Expedia boss Dara Khosrowshahi, the man in charge of travel’s biggest marketing budget, believes online marketing costs will continue to rise.

“We are seeing the price of reaching the online consumer, in particular, increasing on a year-on-year basis” he told analysts.

“We’re able to offset some of that with conversion improvements and leveraging the fixed cost base of the business.

“But in the online channels, we see things getting more expensive, not less expensive.”

Expedia is now spending well in excess of USD2bn a year on sales and marketing.

In the 2nd quarter sales and marketing costs reached USD737m,  increasing 26% year on year.

Sales and marketing now consumes 49.3% of revenue.

It is also helping to drive very strong growth at Expedia: gross bookings increased 29% while EBITDA rose 35% for the quarter.

He said while marketing costs are rising, Expedia has been able to benefit from a trend for consumers to spend more in a single transaction.

“We are now able to increasingly up-sell our customers into multiple transactions, buying more than one item at a time.

“And your revenue per consumer, as a result, goes higher. And you only have a single marketing cost against that.”

Also, to counter mainstream marketing costs Expedia is continually looking to diversify.

“The teams are consistently looking for pockets of demand that we don’t have a lot of competition in,” Mr Khosrowshahi said.

“And sometimes you find those pockets and you invest in those pockets.

“We’re also quite interested in some of the newer social channels, Facebook, Twitter etc to see whether we can drive volume at reasonable prices.

“And I’d say we’ve had some limited success there, chiefly because those areas haven’t scaled.

“But we’re very, very interested in scaling them.”

He confirmed Expedia has no interest in participating in TripAdvisor’s instant booking product.

“We’re not participating in the product. It’s not a channel that is of interest to us. I don’t see that changing.

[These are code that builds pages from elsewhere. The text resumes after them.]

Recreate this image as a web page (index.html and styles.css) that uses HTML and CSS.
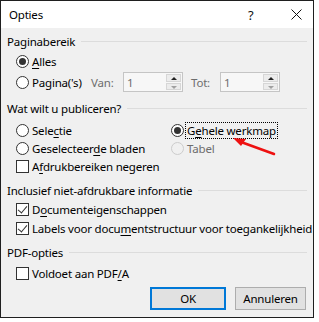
FILE: index.html
```html
<!DOCTYPE html>
<html lang="nl">
<head>
  <meta charset="UTF-8" />
  <title>Opties</title>
  <link rel="stylesheet" href="styles.css">
</head>
<body>

  <div class="dialog">
    <div class="titlebar">
      <span class="title">Opties</span>
      <span class="help">?</span>
      <span class="close">
        <svg width="11" height="11" viewBox="0 0 11 11"><path d="M0.5 0.5 L10.5 10.5 M10.5 0.5 L0.5 10.5" stroke="#111" stroke-width="1" fill="none"/></svg>
      </span>
    </div>

    <div class="content">
      <div class="group-head"><span>Paginabereik</span></div>
      <div class="row">
        <span class="radio checked"></span><span class="label"><u>A</u>lles</span>
      </div>
      <div class="row range-row">
        <span class="radio"></span><span class="label pages">Pa<u>g</u>ina('s)</span>
        <span class="dim van">Van:</span>
        <span class="spin"><span class="spin-value">1</span><span class="spin-btns"><span class="up"></span><span class="down"></span></span></span>
        <span class="dim tot">Tot:</span>
        <span class="spin"><span class="spin-value">1</span><span class="spin-btns"><span class="up"></span><span class="down"></span></span></span>
      </div>

      <div class="group-head second"><span>Wat wilt u publiceren?</span></div>
      <div class="choice-grid">
        <div class="row small"><span class="radio"></span><span class="label">Sele<u>c</u>tie</span></div>
        <div class="row small"><span class="radio checked"></span><span class="label focus">G<u>e</u>hele werkmap</span></div>
        <div class="row small"><span class="radio"></span><span class="label">Geselecteer<u>d</u>e bladen</span></div>
        <div class="row small"><span class="radio disabled"></span><span class="label disabled-text">Tabel</span></div>
        <div class="row small"><span class="check"></span><span class="label">A<u>f</u>drukbereiken negeren</span></div>
      </div>

      <div class="group-head third"><span>Inclusief niet-afdrukbare informatie</span></div>
      <div class="row mid"><span class="check checked"></span><span class="label">D<u>o</u>cumenteigenschappen</span></div>
      <div class="row mid"><span class="check checked"></span><span class="label">Labels voor docu<u>m</u>entstructuur voor toegankelijkheid</span></div>

      <div class="group-head fourth"><span>PDF-opties</span></div>
      <div class="row small pdf-row"><span class="check"></span><span class="label">Voldoet aan PDF<u>/</u>A</span></div>

      <div class="buttons">
        <button class="btn default">OK</button>
        <button class="btn">Annuleren</button>
      </div>
    </div>

    <svg class="arrow" width="60" height="30" viewBox="0 0 60 30">
      <line x1="45" y1="20" x2="12" y2="8" stroke="#ee1111" stroke-width="2.5" stroke-linecap="round"/>
      <polygon points="4,4 17,5 12,12" fill="#ee1111"/>
    </svg>
  </div>

</body>
</html>
```

FILE: styles.css
```css
body {
  margin: 0;
  background: #fff;
  font-family: 'Noto Sans', 'Segoe UI', sans-serif;
  font-size: 11.5px;
  letter-spacing: -0.2px;
  color: #000;
}

.dialog {
  position: relative;
  width: 312px;
  height: 316px;
  border: 1px solid #1f1f1f;
  background: #f0f0f0;
}

.titlebar {
  height: 27px;
  background: #fff;
  display: flex;
  align-items: center;
  padding-left: 8px;
}

.title {
  flex: 1;
}

.help {
  width: 16px;
  margin-right: 27px;
  font-size: 13px;
  color: #111;
}

.close {
  width: 22px;
  display: flex;
}

.content {
  padding: 3px 6px 0 6px;
}

.group-head {
  height: 20px;
  display: flex;
  align-items: center;
  gap: 6px;
}

.group-head::after {
  content: '';
  flex: 1;
  height: 1px;
  background: #dcdcdc;
}

.group-head.second { margin-top: 6px; }
.group-head.third { margin-top: 5px; }
.group-head.fourth { margin-top: 4px; }

.row {
  height: 20px;
  display: flex;
  align-items: center;
  padding-left: 9px;
}

.row.small { height: 18px; }
.row.mid { height: 19px; }

.range-row { margin-top: 1px; }

.label {
  margin-left: 3px;
  white-space: nowrap;
}

.label u {
  text-underline-offset: 2px;
}

.radio {
  width: 13px;
  height: 13px;
  box-sizing: border-box;
  border: 1px solid #333;
  border-radius: 50%;
  background: #fff;
  position: relative;
  flex-shrink: 0;
}

.radio.checked::after {
  content: '';
  position: absolute;
  left: 2px;
  top: 2px;
  width: 7px;
  height: 7px;
  border-radius: 50%;
  background: #333;
}

.radio.disabled {
  border-color: #cccccc;
  background: #f0f0f0;
}

.disabled-text,
.dim {
  color: #6d6d6d;
}

.check {
  width: 13px;
  height: 13px;
  box-sizing: border-box;
  border: 1px solid #333;
  background: #fff;
  position: relative;
  flex-shrink: 0;
}

.check.checked::after {
  content: '';
  position: absolute;
  left: 3px;
  top: 0px;
  width: 4px;
  height: 8px;
  border-right: 1px solid #333;
  border-bottom: 1px solid #333;
  transform: rotate(40deg);
}

.focus {
  outline: 1px dotted #000;
  outline-offset: 0;
  padding: 0 1px;
  margin-left: 2px;
}

.pages { width: 59px; }
.van { width: 32px; }
.tot { width: 29px; margin-left: 8px; }

.spin {
  width: 60px;
  height: 20px;
  box-sizing: border-box;
  border: 1px solid #c5c5c5;
  background: #f7f7f7;
  display: flex;
}

.spin-value {
  flex: 1;
  padding: 2px 0 0 3px;
  color: #6d6d6d;
  line-height: 16px;
}

.spin-btns {
  width: 15px;
  display: flex;
  flex-direction: column;
  gap: 1px;
  padding: 1px 1px 1px 0;
}

.spin-btns span {
  flex: 1;
  background: #ececec;
  border: 1px solid #d6d6d6;
  position: relative;
}

.spin-btns .up::after,
.spin-btns .down::after {
  content: '';
  position: absolute;
  left: 4px;
  border-left: 3px solid transparent;
  border-right: 3px solid transparent;
}

.spin-btns .up::after {
  top: 2px;
  border-bottom: 3px solid #222;
}

.spin-btns .down::after {
  top: 2px;
  border-top: 3px solid #a0a0a0;
}

.choice-grid {
  margin-top: 3px;
  display: grid;
  grid-template-columns: 155px 1fr;
}

.pdf-row { margin-top: 2px; }

.buttons {
  margin-top: 5px;
  display: flex;
  justify-content: flex-end;
  gap: 9px;
  padding-right: 1px;
}

.btn {
  font-family: inherit;
  font-size: 11.5px;
  letter-spacing: -0.2px;
  height: 23px;
  width: 71px;
  background: #e1e1e1;
  border: 1px solid #adadad;
  padding: 0;
  color: #000;
}

.btn.default {
  width: 76px;
  border: 2px solid #0078d7;
}

.arrow {
  position: absolute;
  left: 228px;
  top: 133px;
}
```
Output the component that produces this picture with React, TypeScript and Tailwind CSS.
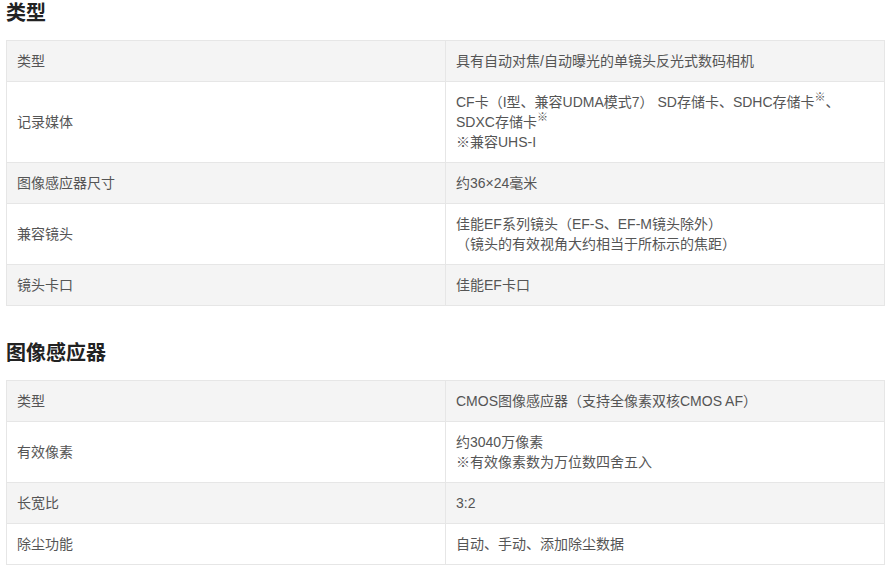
import React from 'react';

type Row = { label: string; value: React.ReactNode };

const Sup = () => <span className="relative -top-[6px] text-[11px] leading-none">※</span>;

const basic: Row[] = [
  { label: '类型', value: '具有自动对焦/自动曝光的单镜头反光式数码相机' },
  {
    label: '记录媒体',
    value: (
      <>
        CF卡（I型、兼容UDMA模式7） SD存储卡、SDHC存储卡<Sup />、<br />
        SDXC存储卡<Sup />
        <br />※兼容UHS-I
      </>
    ),
  },
  { label: '图像感应器尺寸', value: '约36×24毫米' },
  {
    label: '兼容镜头',
    value: (
      <>
        佳能EF系列镜头（EF-S、EF-M镜头除外）
        <br />（镜头的有效视角大约相当于所标示的焦距）
      </>
    ),
  },
  { label: '镜头卡口', value: '佳能EF卡口' },
];

const sensor: Row[] = [
  { label: '类型', value: 'CMOS图像感应器（支持全像素双核CMOS AF）' },
  {
    label: '有效像素',
    value: (
      <>
        约3040万像素
        <br />※有效像素数为万位数四舍五入
      </>
    ),
  },
  { label: '长宽比', value: '3:2' },
  { label: '除尘功能', value: '自动、手动、添加除尘数据' },
];

const SpecTable = ({ rows }: { rows: Row[] }) => (
  <table className="w-[879px] border-collapse table-fixed text-[14px] leading-5 text-[#555]">
    <tbody>
      {rows.map((r, i) => (
        <tr key={i} className={i % 2 === 0 ? 'bg-[#f4f4f4]' : 'bg-white'}>
          <td className="w-1/2 border border-[#e6e6e6] px-[10px] py-[10px] align-middle">{r.label}</td>
          <td className="w-1/2 border border-[#e6e6e6] px-[10px] py-[10px] align-middle">{r.value}</td>
        </tr>
      ))}
    </tbody>
  </table>
);

export default function App() {
  return (
    <div className="w-[894px] h-[572px] bg-white px-[6px] overflow-hidden font-['Liberation_Sans','Noto_Sans_CJK_SC',sans-serif]">
      <h2 className="text-[20px] leading-[26px] font-bold text-[#222] mb-[14px]">类型</h2>
      <SpecTable rows={basic} />
      <h2 className="text-[20px] leading-[26px] font-bold text-[#222] mt-[34px] mb-[14px]">图像感应器</h2>
      <SpecTable rows={sensor} />
    </div>
  );
}
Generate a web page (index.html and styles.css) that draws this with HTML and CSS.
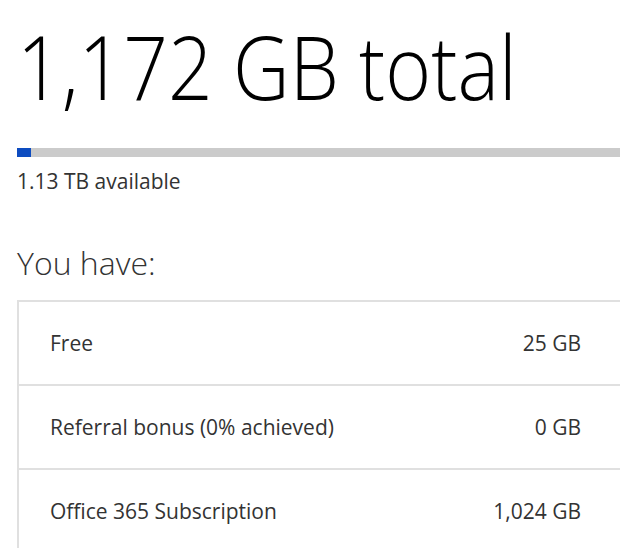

“And at this point, we don’t really see any effect in our business, as you can tell by the room night growth.”

He said Expedia’s car hire business had bounced after “we shifted the complete car path to the new platform and saw very strong, nearly immediate improvements and conversion of volume trends.

“The team will continue to test and learn on the car platform to drive additional improvements, and we’re optimistic about the potential.

“We believe this is another strong proof point of the technology advantages gained through investments that we’ve made over the past years.

“In addition, we recently completed the acquisition of the Auto Escape Group, which is made up of 2 European car rental brands, Auto Escape and Car del Mar.

“This business will join our CarRentals.com team, and we expect the acquisition to help our efforts to drive growth in our global car rental business.”

He declined to discuss Expedia’s plans for its recent acquisition of Wotif.

“Our deal is currently under regulatory review and Wotif still needs shareholder approval of the transaction.

“So while we can say that we’re looking forward to welcoming Wotif to the Expedia family, we’re limited in what we can share about any specific future plans.

“We expect the deal to close in the fourth quarter of this year, and we should be able to share more at a later date.”